In 1904, he received a certificate of election of a free residence with the exception of capitals and capital provinces. At the end of August 1904, he went to Yekaterinburg, later to Odessa. At the end of 1904, he joined the Party of Socialist Revolutionaries, became a member of the Central Bureau and representative of the center at the regional and local party committees.

Moved to Moscow. In 1909, he was arrested and administratively deported to the Yenisei Governorate for 5 years. Settled in Minusinsk. In the summer of 1911, he emigrated abroad, where he lived for 3 years, received the title of a bacteriologist.

In 1914, he returned to Russia, arrived in the Yenisei Governorate to end the term of exile, settled in the village of Kazachinskoe, then in Krasnoyarsk. In 1916, he returned to European Russia. After several months as a bacteriologist in the Zemsky Union on the Western Front, he worked in Petrograd at a private bacteriological institute.

After the February Revolution of 1917, in the government of Alexander Kerensky, he held the post of director of the office in the Ministry of Agriculture (Minister Viktor Chernov).

After the October Revolution, he settled in Yekaterinburg, worked as the head of the sanitary bacteriological city laboratory.

On 13 August 1918 he was appointed manager of agriculture and state property in the Provisional Regional Government of the Urals from the Socialist Revolutionary Party.
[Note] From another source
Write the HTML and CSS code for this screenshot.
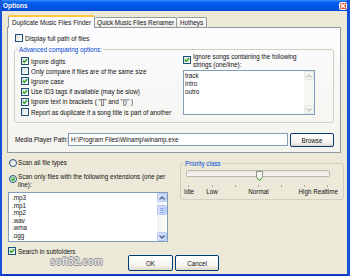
FILE: index.html
```html
<!DOCTYPE html>
<html>
<head>
<meta charset="utf-8">
<link rel="stylesheet" href="styles.css">
</head>
<body>
<div class="window">
  <div class="titlebar">
    <span class="title">Options</span>
    <span class="close"><svg width="6" height="6" viewBox="0 0 6 6"><path d="M1 1L5 5M5 1L1 5" stroke="#fff" stroke-width="1.3"/></svg></span>
  </div>
  <div class="body">
    <div class="tabs">
      <div class="tab active t1">Duplicate Music Files Finder</div>
      <div class="tab t2">Quick Music Files Renamer</div>
      <div class="tab t3">Hotheys</div>
    </div>
    <div class="panel">
      <div class="check top-check"><span class="cb"></span><span class="lbl">Display full path of files</span></div>
      <fieldset class="group adv">
        <legend>Advanced comparing options:</legend>
        <div class="adv-cols">
          <div class="adv-left">
            <div class="check row"><span class="cb on"><svg width="6" height="6" viewBox="0 0 6 6"><path d="M0.8 2.8L2.3 4.3L5.2 1.2" stroke="#21A121" stroke-width="1.3" fill="none"/></svg></span><span class="lbl">Ignore digits</span></div>
            <div class="check row"><span class="cb"></span><span class="lbl">Only compare if files are of the same size</span></div>
            <div class="check row"><span class="cb on"><svg width="6" height="6" viewBox="0 0 6 6"><path d="M0.8 2.8L2.3 4.3L5.2 1.2" stroke="#21A121" stroke-width="1.3" fill="none"/></svg></span><span class="lbl">Ignore case</span></div>
            <div class="check row"><span class="cb on"><svg width="6" height="6" viewBox="0 0 6 6"><path d="M0.8 2.8L2.3 4.3L5.2 1.2" stroke="#21A121" stroke-width="1.3" fill="none"/></svg></span><span class="lbl">Use ID3 tags if available (may be slow)</span></div>
            <div class="check row"><span class="cb on"><svg width="6" height="6" viewBox="0 0 6 6"><path d="M0.8 2.8L2.3 4.3L5.2 1.2" stroke="#21A121" stroke-width="1.3" fill="none"/></svg></span><span class="lbl">Ignore text in brackets ( "[]" and "()" )</span></div>
            <div class="check row"><span class="cb"></span><span class="lbl">Report as duplicate if a song title is part of another</span></div>
          </div>
          <div class="adv-right">
            <div class="check multi"><span class="cb on"><svg width="6" height="6" viewBox="0 0 6 6"><path d="M0.8 2.8L2.3 4.3L5.2 1.2" stroke="#21A121" stroke-width="1.3" fill="none"/></svg></span><span class="lbl">Ignore songs containing the following<br>strings (one/line):</span></div>
            <div class="memo">
              <div class="memo-text">
                <div>track</div>
                <div>intro</div>
                <div>outro</div>
              </div>
              <div class="vscroll disabled">
                <span class="sbtn"><svg width="6" height="4" viewBox="0 0 6 4"><path d="M0.5 3.5L3 1L5.5 3.5" stroke="#C6C6BE" stroke-width="1.2" fill="none"/></svg></span>
                <span class="strack"></span>
                <span class="sbtn"><svg width="6" height="4" viewBox="0 0 6 4"><path d="M0.5 0.5L3 3L5.5 0.5" stroke="#C6C6BE" stroke-width="1.2" fill="none"/></svg></span>
              </div>
            </div>
          </div>
        </div>
      </fieldset>
      <div class="path-row">
        <span class="path-label">Media Player Path:</span>
        <span class="input">H:\Program Files\Winamp\winamp.exe</span>
        <span class="button browse">Browse</span>
      </div>
    </div>
    <div class="lower">
      <div class="lower-left">
        <div class="radio-row r1"><span class="rb"></span><span class="lbl">Scan all file types</span></div>
        <div class="radio-row r2"><span class="rb on"><span class="dot"></span></span><span class="lbl">Scan only files with the following extensions (one per<br>line):</span></div>
        <div class="listbox">
          <div class="list-items">
            <div>.mp3</div>
            <div>.mp1</div>
            <div>.mp2</div>
            <div>.wav</div>
            <div>.wma</div>
            <div>.ogg</div>
          </div>
          <div class="vscroll active">
            <span class="sbtn"><svg width="6" height="4" viewBox="0 0 6 4"><path d="M0.5 3.5L3 1L5.5 3.5" stroke="#4D6185" stroke-width="1.3" fill="none"/></svg></span>
            <span class="thumb"><i></i><i></i><i></i></span>
            <span class="strack"></span>
            <span class="sbtn"><svg width="6" height="4" viewBox="0 0 6 4"><path d="M0.5 0.5L3 3L5.5 0.5" stroke="#4D6185" stroke-width="1.3" fill="none"/></svg></span>
          </div>
        </div>
        <div class="check sub-check"><span class="cb on"><svg width="6" height="6" viewBox="0 0 6 6"><path d="M0.8 2.8L2.3 4.3L5.2 1.2" stroke="#21A121" stroke-width="1.3" fill="none"/></svg></span><span class="lbl">Search in subfolders</span></div>
      </div>
      <div class="lower-right">
        <fieldset class="group prio">
          <legend>Priority class</legend>
          <div class="track">
            <span class="slider-thumb"><svg width="7" height="10" viewBox="0 0 7 10"><path d="M0.5 0.5H6.5V6.8L3.5 9.5L0.5 6.8Z" fill="#F6F6F2" stroke="#8C9088"/><path d="M1 6.9L3.5 9.1L6 6.9" stroke="#3CB43C" stroke-width="1" fill="none"/></svg></span>
          </div>
          <div class="scale ticks">
            <span><i></i></span><span><i></i></span><span><i></i></span><span><i></i></span><span><i></i></span><span><i></i></span><span><i></i></span>
          </div>
          <div class="scale labels">
            <span>Idle</span><span>Low</span><span></span><span>Normal</span><span></span><span class="last">High Realtime</span>
          </div>
        </fieldset>
      </div>
    </div>
    <div class="buttons">
      <span class="button ok">OK</span>
      <span class="button cancel">Cancel</span>
    </div>
  </div>
  <div class="watermark">soft32.com</div>
</div>
</body>
</html>
```

FILE: styles.css
```css
* { box-sizing: border-box; margin: 0; padding: 0; }
html, body { width: 350px; height: 276px; overflow: hidden; }
body {
  font-family: "Liberation Sans", Arial, sans-serif;
  font-size: 6.3px;
  color: #111;
  background: #fff;
}
.window {
  position: relative;
  width: 350px;
  height: 276px;
  display: flex;
  flex-direction: column;
  background: #ECE9D8;
  border-left: 2px solid #1450D8;
  border-right: 3px solid #1450D8;
  border-bottom: 2px solid #0A3CC8;
}
.titlebar {
  height: 11px;
  display: flex;
  align-items: center;
  justify-content: space-between;
  padding: 0 0 0 1px;
  background: linear-gradient(#3E93FF 0%, #0A62F0 18%, #0058EE 45%, #0054E3 75%, #0048D0 100%);
}
.title {
  color: #fff;
  font-weight: bold;
  font-size: 6.5px;
  line-height: 7px;
  text-shadow: 1px 0 0 rgba(0,0,60,0.25);
}
.close {
  width: 8px;
  height: 8px;
  margin-top: 1px;
  border: 1px solid #fff;
  border-radius: 1.5px;
  background: linear-gradient(135deg, #F09A7E, #E0502C 55%, #C63A18);
  display: flex;
  align-items: center;
  justify-content: center;
}
.close svg { display: block; }
.body {
  flex: 1;
  padding: 4px 6px 0 5px;
  display: flex;
  flex-direction: column;
}
.tabs {
  display: flex;
  align-items: flex-end;
  height: 12px;
  margin-left: 1px;
  position: relative;
  z-index: 1;
}
.tab {
  height: 10px;
  border: 1px solid #919B9C;
  border-bottom: none;
  border-radius: 2px 2px 0 0;
  background: linear-gradient(#FFFFFF, #ECEBE6);
  display: flex;
  align-items: center;
  justify-content: center;
  line-height: 7px;
  white-space: nowrap;
}
.tab.active {
  height: 13px;
  margin-bottom: -1px;
  background: #FCFCFE;
  border-top: 2px solid #FFC83C;
  padding-bottom: 1px;
}
.t1 { width: 87px; }
.t2 { width: 82px; border-left: none; }
.t3 { width: 30px; border-left: none; }
.panel {
  height: 126px;
  border: 1px solid #919B9C;
  background: linear-gradient(#FCFCFE, #F4F3EE);
  display: flex;
  flex-direction: column;
}
.check {
  display: flex;
  align-items: center;
  white-space: nowrap;
  line-height: 7px;
}
.cb {
  width: 8px;
  height: 8px;
  flex: none;
  border: 1px solid #1C5180;
  background: linear-gradient(135deg, #DCDCD7, #FFFFFF);
  display: flex;
  align-items: center;
  justify-content: center;
}
.cb svg { display: block; }
.check .lbl { margin-left: 2px; }
.top-check { height: 8px; margin: 6px 0 0 7px; }
.group {
  border: 1px solid #D0D0BF;
  border-radius: 3px;
}
.group legend {
  color: #0046D5;
  line-height: 7px;
  padding: 0 1px;
}
.adv {
  margin: 4px 6px 0 6px;
  padding: 0 17px 5px 6px;
}
.adv legend { margin-left: -3px; }
.adv-cols { display: flex; align-items: flex-start; }
.adv-left { width: 162px; padding-top: 3px; flex: none; }
.row { height: 10.2px; }
.adv-right { flex: 1; }
.multi { align-items: flex-start; line-height: 8px; }
.multi .cb { margin-top: 3px; }
.memo {
  margin-top: 1px;
  width: 132px;
  height: 45px;
  border: 1px solid #7F9DB9;
  background: #fff;
  display: flex;
}
.memo-text { flex: 1; padding: 1px 0 0 1px; line-height: 8px; }
.vscroll {
  width: 10px;
  flex: none;
  display: flex;
  flex-direction: column;
}
.vscroll .strack { flex: 1; }
.sbtn {
  height: 9px;
  flex: none;
  display: flex;
  align-items: center;
  justify-content: center;
  border-radius: 1.5px;
}
.sbtn svg { display: block; }
.disabled { background: #F7F7F4; }
.disabled .sbtn { border: 1px solid #E6E6E0; background: #F4F4F0; }
.active { background: linear-gradient(90deg, #F3F1EC, #FDFDFB); }
.active .sbtn {
  border: 1px solid #B4C8F6;
  background: linear-gradient(90deg, #DCE6FD, #C3D4FB);
}
.thumb {
  height: 10px;
  margin-top: 3px;
  border: 1px solid #B4C8F6;
  border-radius: 1.5px;
  background: linear-gradient(90deg, #D3E0FD, #BCCEFA);
  display: flex;
  flex-direction: column;
  align-items: center;
  justify-content: center;
  gap: 1px;
}
.thumb i { display: block; width: 4px; height: 1px; background: #8FAAE8; }
.path-row {
  display: flex;
  align-items: flex-start;
  margin: 10px 6px 0 7px;
  white-space: nowrap;
}
.path-label { width: 53px; flex: none; line-height: 13px; }
.input {
  flex: 1;
  height: 13px;
  border: 1px solid #7F9DB9;
  background: #fff;
  padding-left: 2px;
  line-height: 11px;
  overflow: hidden;
}
.button {
  height: 14px;
  border: 1px solid #003C74;
  border-radius: 2px;
  background: linear-gradient(#FFFFFF, #F4F3EE 70%, #DDD8CC);
  display: flex;
  align-items: center;
  justify-content: center;
  line-height: 7px;
}
.browse { width: 44px; margin-left: 2px; flex: none; }
.lower { display: flex; align-items: flex-start; }
.lower-left { width: 160px; margin-left: 1px; flex: none; }
.radio-row { display: flex; white-space: nowrap; }
.rb {
  width: 8px;
  height: 8px;
  flex: none;
  margin-left: 1px;
  border: 1px solid #1C5180;
  border-radius: 50%;
  background: linear-gradient(135deg, #DCDCD7, #FFFFFF);
  display: flex;
  align-items: center;
  justify-content: center;
}
.rb .dot {
  width: 4px;
  height: 4px;
  border-radius: 50%;
  background: radial-gradient(circle at 35% 35%, #8BE28B, #21A121 70%);
}
.radio-row .lbl { margin-left: 1px; }
.r1 { height: 9px; margin-top: 5px; align-items: center; line-height: 7px; }
.r2 { margin-top: 6px; align-items: flex-start; line-height: 8px; }
.r2 .rb { margin-top: 2px; }
.listbox {
  margin-top: 3px;
  width: 160px;
  height: 50px;
  border: 1px solid #7F9DB9;
  background: #fff;
  display: flex;
}
.list-items { flex: 1; padding: 1px 0 0 3px; line-height: 7.6px; }
.sub-check { height: 8px; margin-top: 5px; }
.lower-right { width: 161px; margin-left: 12px; flex: none; padding-top: 7px; }
.prio { padding: 0 3px 4px 3px; }
.track {
  position: relative;
  margin: 3px 0 0 2px;
  width: 144px;
  height: 7px;
  border: 1px solid #B8B8AC;
  border-radius: 1.5px;
  background: linear-gradient(#E9E8E1, #F6F5F1);
}
.slider-thumb {
  position: absolute;
  left: 69px;
  top: 0;
}
.slider-thumb svg { display: block; }
.scale {
  display: grid;
  grid-template-columns: repeat(7, 23.17px);
  margin-left: -6.6px;
  width: 162.2px;
}
.scale span { display: flex; justify-content: center; white-space: nowrap; }
.scale span.last { grid-column: 6 / 8; justify-content: flex-end; margin-right: 1.5px; }
.ticks { margin-top: 8px; height: 2px; }
.ticks i { display: block; width: 1px; height: 2px; background: #A5A59A; }
.labels { margin-top: 1px; line-height: 7px; }
.buttons { display: flex; gap: 2px; margin-left: 121px; }
.ok { width: 45px; height: 16px; }
.cancel { width: 44px; height: 16px; }
.watermark {
  position: absolute;
  left: 48px;
  top: 257px;
  font-size: 10px;
  line-height: 10px;
  font-weight: bold;
  color: #E4E4E4;
  text-shadow: -0.6px 0 0 #8E8E8E, 0.6px 0 0 #8E8E8E, 0 -0.6px 0 #8E8E8E, 0 0.6px 0 #8E8E8E;
}
```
The entire system of Omsk legislation was extended to the territory of the Ural government; Siberian banknotes received the right of free circulation in the Urals, and all armed groups in the territory of the Ural government were subordinate to the command of the Siberian Army. Therefore, the coup d'état of Admiral Kolchak in Omsk led to the liquidation of the interim government of the Urals and the return of Pribylev to the activities of a bacteriologist.

Member of the Society of Former Political Prisoners and Exiled Settlers. He tried to actively assist those who were repressed by the Soviet government.

Two weeks before his death, already a seriously ill, bedridden old man, Pribylev underwent an attempt to be arrested by the employees of the People's Commissariat of Internal Affairs. However, the wife Anna Pavlovna, also a former convict, lay on the floor at the front door and told the one who presented her with a warrant for her husband's arrest: "Only through my corpse!". The commander could not stand it, left and took the convoy.

He died on 30 August 1936 in Leningrad. He was buried at Volkovsky Cemetery.

==Works==
- Notes of the Member of the People's Will – Moscow: Politkatorzhan Publishing House, 1930 – 306 Pages

==Family==
- Raisa Lvovna Pribyleva (née Rosalia Grossman) – from 1881 to 1893 (official marriage);
- Anna Pavlovna Pribyleva-Korba – from 1894 until the death of Alexander Vasilyevich in August 1936.

There were no native children in both marriages.

Alexander Vasilyevich Pribylev and Anna Pavlovna Pribyleva-Korba, being in exile in Blagoveshchensk in 1897–1901, adopted the girl Asya, an orphan of deceased exiled, who was brought up as their own daughter.

==Address in Leningrad==
- Leningrad (now Saint Petersburg), Revolution Square (now Trinity Square), building 1.